During the flashbacks, King repeats his pattern of overlaying dialogue – in #50 and during the I Am Suicide arc, it was with words from letters between Batman and Catwoman – here, he lets us hear conversations between Bruce and other jury members during breaks in the proceedings. However, despite the poetic, spare, and effective dialogue, the lack of image of the jury members to whom Bruce speaks, robs us of the visual connection to the jury as people, instead of abstract expressions of Gotham, robbing the story of emotional immediacy. We only get about eight members of the jury with distinct lines or actions in this issue, and only one of them – the older woman with short hair who consistently pushes back against Bruce’s arguments – has much of a significant role. If the characters were a bit more defined – given small closeup panels inset into the flashback scenes, perhaps (though that would break the visual purity of the images – to which one could also argue the dialogue boxes are already breaking that purity, so why not strengthen the present section with tiny face panels?) – the tension in the room would be more powerful, instead of just an abstract field of battle for King to march his toy soldier ideas onto and knock them over.
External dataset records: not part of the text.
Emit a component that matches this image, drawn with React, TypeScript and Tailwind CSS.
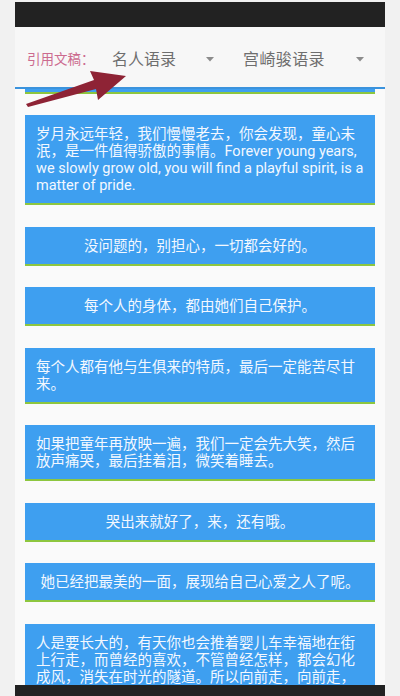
import React from "react";

const cn = '"Roboto", "Noto Sans CJK SC", sans-serif';

type Card = { text: string; center?: boolean };

const cards: Card[] = [
  {
    text: "岁月永远年轻，我们慢慢老去，你会发现，童心未泯，是一件值得骄傲的事情。Forever young years, we slowly grow old, you will find a playful spirit, is a matter of pride.",
  },
  { text: "没问题的，别担心，一切都会好的。", center: true },
  { text: "每个人的身体，都由她们自己保护。", center: true },
  { text: "每个人都有他与生俱来的特质，最后一定能苦尽甘来。" },
  { text: "如果把童年再放映一遍，我们一定会先大笑，然后放声痛哭，最后挂着泪，微笑着睡去。" },
  { text: "哭出来就好了，来，还有哦。", center: true },
  { text: "她已经把最美的一面，展现给自己心爱之人了呢。", center: true },
  {
    text: "人是要长大的，有天你也会推着婴儿车幸福地在街上行走，而曾经的喜欢，不管曾经怎样，都会幻化成风，消失在时光的隧道。所以向前走，向前走，不要回头。",
  },
];

function Caret({ className }: { className?: string }) {
  return (
    <svg width="8" height="5" viewBox="0 0 8 5" className={className}>
      <polygon points="0,0 8,0 4,4.5" fill="#8c8c8c" />
    </svg>
  );
}

export default function App() {
  return (
    <div
      className="relative w-[400px] h-[696px] overflow-hidden bg-[#f1f1f1] px-[15px] pt-[2px]"
      style={{ fontFamily: cn }}
    >
      <div className="flex flex-col h-[694px] bg-[#fafafa]">
        <div className="h-[25px] shrink-0 bg-[#222222]" />
        <div className="h-[60px] shrink-0 flex items-center pt-[5px] pl-[12px] bg-[#f7f7f7]">
          <span className="w-[85px] text-[13.5px] text-[#cc6b8f]">引用文稿：</span>
          <div className="w-[131px] flex items-center">
            <span className="text-[16px] text-[#6e6e6e]">名人语录</span>
            <Caret className="ml-[30px]" />
          </div>
          <div className="flex items-center">
            <span className="text-[16px] tracking-[0.4px] text-[#6e6e6e]">宫崎骏语录</span>
            <Caret className="ml-[31px]" />
          </div>
        </div>
        <div className="flex-1 min-h-0 overflow-hidden flex flex-col">
          <div className="h-[2px] shrink-0 bg-[#3b93dd]" />
          <div className="mx-[10px] h-[5px] shrink-0 bg-[#3e9ff0] border-b-2 border-[#8dc63f]" />
          <div className="flex flex-col gap-[21.5px] pt-[21px]">
            {cards.map((c, i) => (
              <div
                key={i}
                className={`mx-[10px] shrink-0 bg-[#3e9ff0] border-b-2 border-[#8dc63f] px-[11px] pt-[11px] pb-[9px] text-[14.5px] leading-[17px] text-[#f3f8ff] ${
                  c.center ? "text-center" : "text-left"
                }`}
              >
                {c.text}
              </div>
            ))}
          </div>
        </div>
        <div className="h-[11px] shrink-0 bg-[#222222]" />
      </div>
      <svg
        className="absolute left-0 top-0 pointer-events-none"
        width="400"
        height="130"
        viewBox="0 0 400 130"
      >
        <polygon
          points="26,104 94,80 90,71 126,76 98,100 96,89 28,107"
          fill="#8e2335"
        />
      </svg>
    </div>
  );
}
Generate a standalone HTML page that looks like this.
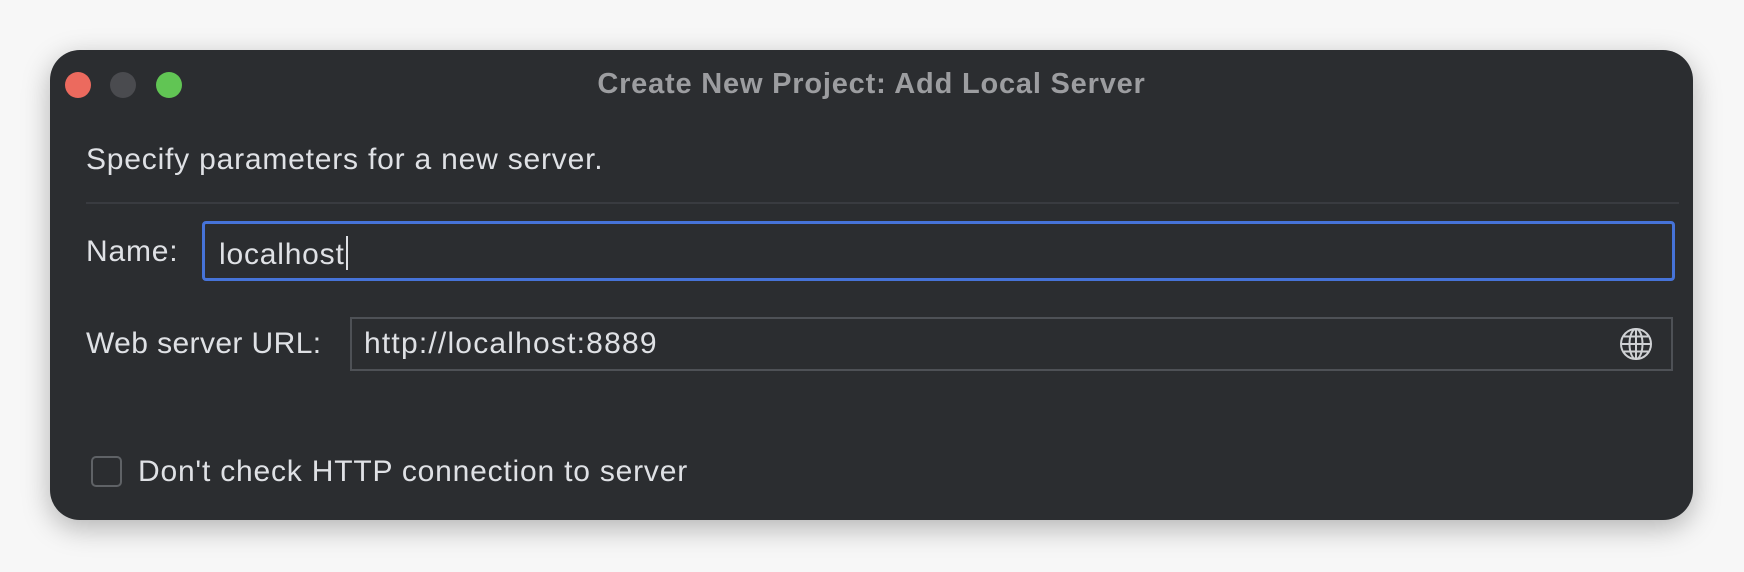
<!DOCTYPE html>
<html><head><meta charset="utf-8"><style>
html,body{margin:0;padding:0;}
body{width:1744px;height:572px;background:#f7f7f7;position:relative;overflow:hidden;font-family:"Liberation Sans",sans-serif;}
.win{position:absolute;left:50px;top:50px;width:1643px;height:470px;background:#2b2d30;border-radius:30px;box-shadow:0 8px 28px rgba(0,0,0,0.28);}
.dot{position:absolute;width:26px;height:26px;border-radius:50%;top:22px;}
.t{position:absolute;color:#dfe1e5;font-size:30px;letter-spacing:0.8px;white-space:nowrap;line-height:1;}
.title{position:absolute;left:0;right:0;top:18px;text-align:center;color:#9c9da0;font-weight:bold;font-size:29px;letter-spacing:0.8px;}
.sep{position:absolute;left:36px;width:1593px;top:152px;height:2px;background:#393b40;}
.f1{position:absolute;left:152px;top:171px;width:1467px;height:54px;border:3px solid #4673d8;border-radius:4px;}
.f2{position:absolute;left:300px;top:267px;width:1319px;height:50px;border:2px solid #4e5156;}
.cb{position:absolute;left:41px;top:406px;width:27px;height:27px;border:2px solid #5f6266;border-radius:5px;}
</style></head><body>
<div class="win">
  <div class="dot" style="left:15px;background:#ec6a5e"></div>
  <div class="dot" style="left:60px;background:#4a4b4f"></div>
  <div class="dot" style="left:106px;background:#61c554"></div>
  <div class="title">Create New Project: Add Local Server</div>
  <div class="t" style="left:36px;top:95px">Specify parameters for a new server.</div>
  <div class="sep"></div>
  <div class="t" style="left:36px;top:187px">Name:</div>
  <div class="f1"></div>
  <div class="t" style="left:169px;top:186px">localhost<span style="display:inline-block;width:2px;height:34px;background:#dfe1e5;vertical-align:-6px;margin-left:1px"></span></div>
  <div class="t" style="left:36px;top:279px;letter-spacing:0.4px">Web server URL:</div>
  <div class="f2"></div>
  <div class="t" style="left:314px;top:279px;letter-spacing:1.2px">http://localhost:8889</div>
  <svg style="position:absolute;left:1569px;top:277px" width="34" height="34" viewBox="0 0 34 34" fill="none" stroke="#cfd1d4" stroke-width="2">
    <circle cx="17" cy="17" r="15"/>
    <ellipse cx="17" cy="17" rx="6.5" ry="15"/>
    <line x1="17" y1="2" x2="17" y2="32"/>
    <line x1="2" y1="17" x2="32" y2="17"/>
    <path d="M5 9.5H29M5 24.5H29"/>
  </svg>
  <div class="cb"></div>
  <div class="t" style="left:88px;top:407px">Don't check HTTP connection to server</div>
</div>
</body></html>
The whole issue leads up to Bruce declaring that he can prove that Batman isn’t a hero, but several threads are left untouched. The coldness of the jury room, highlighted many times in the last issue, receives no mention at all. Any alternative explanation for the deaths of the women remains shrouded in darkness. And above all, what will happen next in the overall plot between Batman, Catwoman, and Bane likely won’t be touched for many, many more issues. What we get is a careful look at Bruce’s devastation, and how it appears to be turning him against his own actions as Batman.
Final Thoughts: A deliberately paced look at Bruce trying to persuade the other jury members that his actions as Batman cause more harm than good.